A cinquanta giorni dalla Pasqua la Chiesa celebra la solennità di Pentecoste, in cui si fa memoria della discesa dello Spirito Santo sugli apostoli riuniti in preghiera “insieme con alcune donne e con Maria, la madre di Gesù e con i fratelli di lui” (At 1, 14). È anche celebrazione del segreto lavorio dello Spirito in tutti coloro che si arrendono all’Evangelo del Regno, lo annunciano e lo testimoniano.
I testi che la liturgia propone oggi alla nostra riflessione sono tratti da:
Atti degli Apostoli, cap.2, 1-11; Salmo 104; Lettera ai Romani, cap.8, 8-17; Vangelo di Giovanni, cap.20, 19-23.
La preghiera della Domenica è in comunione con tutte le comunità e chiese cristiane.
Il nostro calendario ecumenico porta oggi le memorie di Medgar Wiley Evers, martire della lotta nonviolenta degli afroamericani, e di Enmegahbowh, primo prete e missionario indiano d’America.

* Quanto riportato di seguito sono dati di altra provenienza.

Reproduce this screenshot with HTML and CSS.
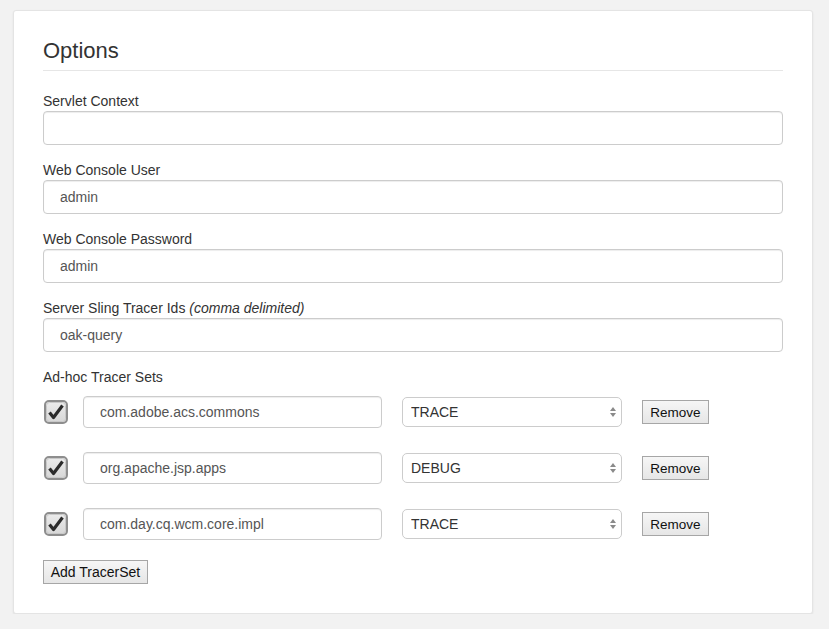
FILE: index.html
```html
<!DOCTYPE html>
<html>
<head>
<meta charset="utf-8">
<link rel="stylesheet" href="styles.css">
</head>
<body>
<div class="card">
  <h2 class="title">Options</h2>
  <div class="field">
    <label class="label">Servlet Context</label>
    <input class="text" type="text" value="">
  </div>
  <div class="field">
    <label class="label">Web Console User</label>
    <input class="text" type="text" value="admin">
  </div>
  <div class="field">
    <label class="label">Web Console Password</label>
    <input class="text" type="text" value="admin">
  </div>
  <div class="field">
    <label class="label">Server Sling Tracer Ids <em>(comma delimited)</em></label>
    <input class="text" type="text" value="oak-query">
  </div>
  <div class="label">Ad-hoc Tracer Sets</div>
  <div class="sets">
    <div class="set">
      <svg class="check" width="24" height="24" viewBox="0 0 24 24"><defs><linearGradient id="g1" x1="0" y1="0" x2="0" y2="1"><stop offset="0" stop-color="#ececec"/><stop offset="1" stop-color="#d6d6d6"/></linearGradient></defs><rect x="1" y="1" width="22" height="22" rx="4" fill="url(#g1)" stroke="#8e8e8e" stroke-width="2"/><rect x="2.5" y="2.5" width="19" height="19" rx="3" fill="none" stroke="#c8c8c8" stroke-width="1"/><path d="M5.5 12.5 L9.5 17.5 L18.5 5.5" fill="none" stroke="#2b2b2b" stroke-width="3.2" stroke-linejoin="round"/></svg>
      <input class="logger" type="text" value="com.adobe.acs.commons">
      <div class="selwrap"><select class="level"><option>TRACE</option></select><svg class="arrows" width="8" height="12" viewBox="0 0 8 12"><path d="M1 5 L4 1 L7 5 Z M1 7 L4 11 L7 7 Z" fill="#8a8a8a"/></svg></div>
      <button class="btn">Remove</button>
    </div>
    <div class="set">
      <svg class="check" width="24" height="24" viewBox="0 0 24 24"><defs><linearGradient id="g2" x1="0" y1="0" x2="0" y2="1"><stop offset="0" stop-color="#ececec"/><stop offset="1" stop-color="#d6d6d6"/></linearGradient></defs><rect x="1" y="1" width="22" height="22" rx="4" fill="url(#g2)" stroke="#8e8e8e" stroke-width="2"/><rect x="2.5" y="2.5" width="19" height="19" rx="3" fill="none" stroke="#c8c8c8" stroke-width="1"/><path d="M5.5 12.5 L9.5 17.5 L18.5 5.5" fill="none" stroke="#2b2b2b" stroke-width="3.2" stroke-linejoin="round"/></svg>
      <input class="logger" type="text" value="org.apache.jsp.apps">
      <div class="selwrap"><select class="level"><option>DEBUG</option></select><svg class="arrows" width="8" height="12" viewBox="0 0 8 12"><path d="M1 5 L4 1 L7 5 Z M1 7 L4 11 L7 7 Z" fill="#8a8a8a"/></svg></div>
      <button class="btn">Remove</button>
    </div>
    <div class="set">
      <svg class="check" width="24" height="24" viewBox="0 0 24 24"><defs><linearGradient id="g3" x1="0" y1="0" x2="0" y2="1"><stop offset="0" stop-color="#ececec"/><stop offset="1" stop-color="#d6d6d6"/></linearGradient></defs><rect x="1" y="1" width="22" height="22" rx="4" fill="url(#g3)" stroke="#8e8e8e" stroke-width="2"/><rect x="2.5" y="2.5" width="19" height="19" rx="3" fill="none" stroke="#c8c8c8" stroke-width="1"/><path d="M5.5 12.5 L9.5 17.5 L18.5 5.5" fill="none" stroke="#2b2b2b" stroke-width="3.2" stroke-linejoin="round"/></svg>
      <input class="logger" type="text" value="com.day.cq.wcm.core.impl">
      <div class="selwrap"><select class="level"><option>TRACE</option></select><svg class="arrows" width="8" height="12" viewBox="0 0 8 12"><path d="M1 5 L4 1 L7 5 Z M1 7 L4 11 L7 7 Z" fill="#8a8a8a"/></svg></div>
      <button class="btn">Remove</button>
    </div>
  </div>
  <button class="btn add">Add TracerSet</button>
</div>
</body>
</html>
```

FILE: styles.css
```css
html, body {
  margin: 0;
  padding: 0;
  background: #f2f2f2;
  font-family: "Liberation Sans", Arial, sans-serif;
  color: #333;
}
.card {
  box-sizing: border-box;
  margin: 10px 0 0 13px;
  width: 800px;
  height: 604px;
  background: #fff;
  border: 1px solid #e4e4e4;
  border-radius: 3px;
  box-shadow: 0 1px 2px rgba(0,0,0,0.08);
  padding: 27px 29px 0 29px;
  display: flex;
  flex-direction: column;
  align-items: flex-start;
}
.title {
  align-self: stretch;
  margin: 0 0 20px 0;
  font-size: 22px;
  font-weight: 400;
  line-height: 26px;
  padding-bottom: 6px;
  border-bottom: 1px solid #e6e6e6;
  color: #333;
}
.field {
  align-self: stretch;
  display: flex;
  flex-direction: column;
  margin-bottom: 15px;
}
.label {
  font-size: 14px;
  line-height: 20px;
  height: 20px;
  color: #333;
}
.label em { font-style: italic; }
.text, .logger {
  box-sizing: border-box;
  height: 34px;
  border: 1px solid #cccccc;
  border-radius: 4px;
  box-shadow: inset 0 1px 1px rgba(0,0,0,0.075);
  padding: 0 16px;
  font-family: "Liberation Sans", Arial, sans-serif;
  font-size: 14px;
  color: #555;
  background: #fff;
  margin: 0;
  outline: none;
}
.sets {
  margin-top: 9px;
  display: flex;
  flex-direction: column;
  gap: 24px;
}
.set {
  display: flex;
  align-items: center;
  height: 32px;
}
.check {
  margin-left: 1px;
  flex: none;
}
.logger {
  height: 32px;
  width: 299px;
  margin-left: 15px;
}
.selwrap {
  position: relative;
  margin-left: 20px;
  width: 220px;
  height: 30px;
}
.level {
  box-sizing: border-box;
  -webkit-appearance: none;
  appearance: none;
  width: 220px;
  height: 30px;
  border: 1px solid #cccccc;
  border-radius: 5px;
  background: #fff;
  padding: 0 8px;
  font-family: "Liberation Sans", Arial, sans-serif;
  font-size: 14px;
  color: #333;
  margin: 0;
}
.arrows {
  position: absolute;
  right: 5px;
  top: 9px;
}
.btn {
  box-sizing: border-box;
  height: 24px;
  padding: 0 7px;
  border: 1px solid #a6a6a6;
  border-radius: 0;
  background: linear-gradient(#f6f6f6, #e6e6e6);
  font-family: "Liberation Sans", Arial, sans-serif;
  font-size: 13.5px;
  color: #111;
  margin: 0;
}
.set .btn {
  margin-left: 20px;
  width: 67px;
}
.add {
  margin-top: 20px;
  font-size: 14px;
  width: 105px;
  padding: 0;
}
```
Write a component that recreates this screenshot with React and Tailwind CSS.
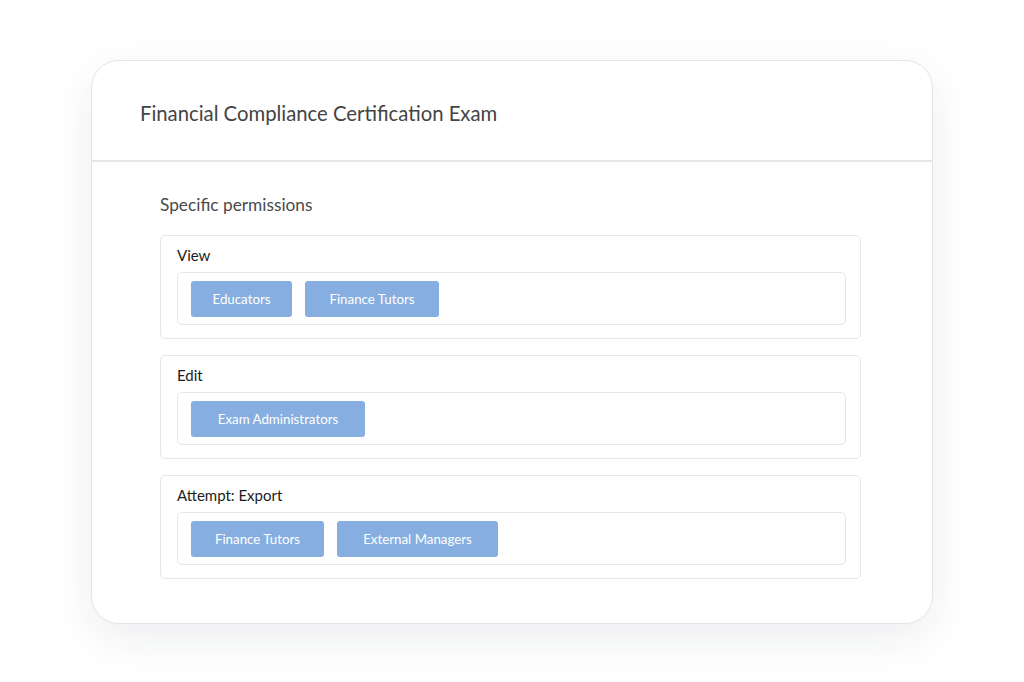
import React from 'react';

const SECTIONS = [
  { label: 'View', groups: [{ name: 'Educators', w: 'w-[101px]' }, { name: 'Finance Tutors', w: 'w-[134px]' }] },
  { label: 'Edit', groups: [{ name: 'Exam Administrators', w: 'w-[174px]' }] },
  { label: 'Attempt: Export', groups: [{ name: 'Finance Tutors', w: 'w-[133px]' }, { name: 'External Managers', w: 'w-[161px]' }] },
];

function Chip({ name, w }) {
  return (
    <span className={'inline-flex h-[36px] items-center justify-center rounded-[3px] bg-[#86aee1] pt-[2px] text-[13.3px] text-white ' + w}>
      {name}
    </span>
  );
}

function PermissionSection({ label, groups }) {
  return (
    <div className="rounded-[5px] border border-[#e6e7ea] pt-[9px] pb-[13px] pl-4 pr-[14px]">
      <div className="h-[20px] text-[15px] leading-[20px] text-[#1c1c1c]">{label}</div>
      <div className="mt-[7px] flex gap-[13px] rounded-[5px] border border-[#e6e7ea] px-[13px] pt-[8px] pb-[7px]">
        {groups.map((g, i) => (
          <Chip key={i} name={g.name} w={g.w} />
        ))}
      </div>
    </div>
  );
}

export default function App() {
  return (
    <div className="min-h-[682px] bg-white pt-[60px] font-['Lato','Liberation_Sans',sans-serif]">
      <div className="ml-[91px] w-[842px] rounded-[28px] border border-[#e4e5e8] bg-white shadow-[0_14px_44px_rgba(30,40,60,0.08)]">
        <div className="h-[101px] border-b-2 border-[#e6e7ea] px-12 pt-[40px]">
          <h1 className="text-[20.3px] leading-[24px] text-[#444]">Financial Compliance Certification Exam</h1>
        </div>
        <div className="pl-[68px] pr-[71px] pt-[31px] pb-[44px]">
          <h2 className="h-[24px] text-[17.3px] leading-[24px] text-[#4a4a4a]">Specific permissions</h2>
          <div className="mt-[18px] flex flex-col gap-[16px]">
            {SECTIONS.map((s, i) => (
              <PermissionSection key={i} label={s.label} groups={s.groups} />
            ))}
          </div>
        </div>
      </div>
    </div>
  );
}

È tutto, per stasera. Noi ci si congeda qui, offrendovi in lettura una “Invocazione allo Spirito Santo”, tratta dagli “Inni” di San Simone il nuovo teologo. Che è, per oggi, il nostro
PENSIERO DEL GIORNO
Vieni, luce vera. / Vieni vita eterna. / Vieni, mistero nascosto. / Vieni tesoro senza nome. / Vieni realtà ineffabile. / Vieni persona inconcepibile. / Vieni, felicità senza fine. / Vieni, luce senza tramonto. / Vieni, risveglio di chi dorme. / Vieni, risurrezione dei morti. / Vieni, o potente, che sempre fai e trasformi le cose col tuo volere. / Vieni, invisibile, intangibile e impalpabile. / Vieni, tu che sempre rimani immobile, / e ad ogni istante ti muovi e vieni a noi / addormentati negli inferi, tu che sei sopra i cieli. / Vieni, nome diletto e ovunque ripetuto, / di cui non possiamo esprimere l’essere / né conoscere la natura. // Vieni, gioia eterna. Vieni corona incorruttibile. / Vieni, porpora del grande re nostro Dio. / Vieni cintura cristallina e costellata di gioielli. / Vieni destra sovrana. / Vieni, tu che hai desiderato la nostra povera anima. / Vieni tu il Solo verso chi è solo. / Vieni tu che mi hai separato da tutto / e fatto solitario in questo mondo. / Vieni, tu diventato in me desiderio. / Vieni mio soffio e mia vita. / Vieni, consolazione della mia povera anima. / Vieni, mia gioia, mia gloria, mia delizia senza fine. // Ti ringrazio d’essere sceso a diventare / un solo spirito con me, senza confusione, / senza mutazione, senza trasformazione, / tu il Dio al di sopra di tutto, / e d’esserti fatto a tutti cibo ineffabile e gratuito / che senza fine straripi inesauribilmente / e zampilli alla fonte del mio cuore. // Grazie per esserti fatto per me luce senza tramonto, / sole senza declino, perché non hai dove nasconderti, / tu che riempi l’universo della tua gloria. / Siamo noi invece a volerci nascondere da te. // Vieni Signore, pianta oggi in me la tua tenda ; / costruisci la tua casa e rimani eternamente / inseparabilmente in me, tuo servo, perchè alla fine anch’io mi ritrovi in te / e con te regni, Dio al di sopra di tutto. // Conservami incrollabile nella fede, e vedendoti, / io che son morto, vivrò ; e possedendoti, / io il povero, sarò sempre ricco più di tutti i re ; / e mangiandoti e bevendoti, vestendomi di te, vada di delizia in delizia : / tu sei il vero bene, la vera gloria, la vera gioia ; / a te appartiene la gloria, / o santa, consustanziale e vivificante Trinità, / ora e sempre e nei secoli dei secoli. Amen // (San Simone nuovo teologo, Invocazione allo Spirito Santo) .
Ricevete l’abbraccio dei vostri fratelli e sorelle della Comunità del bairro.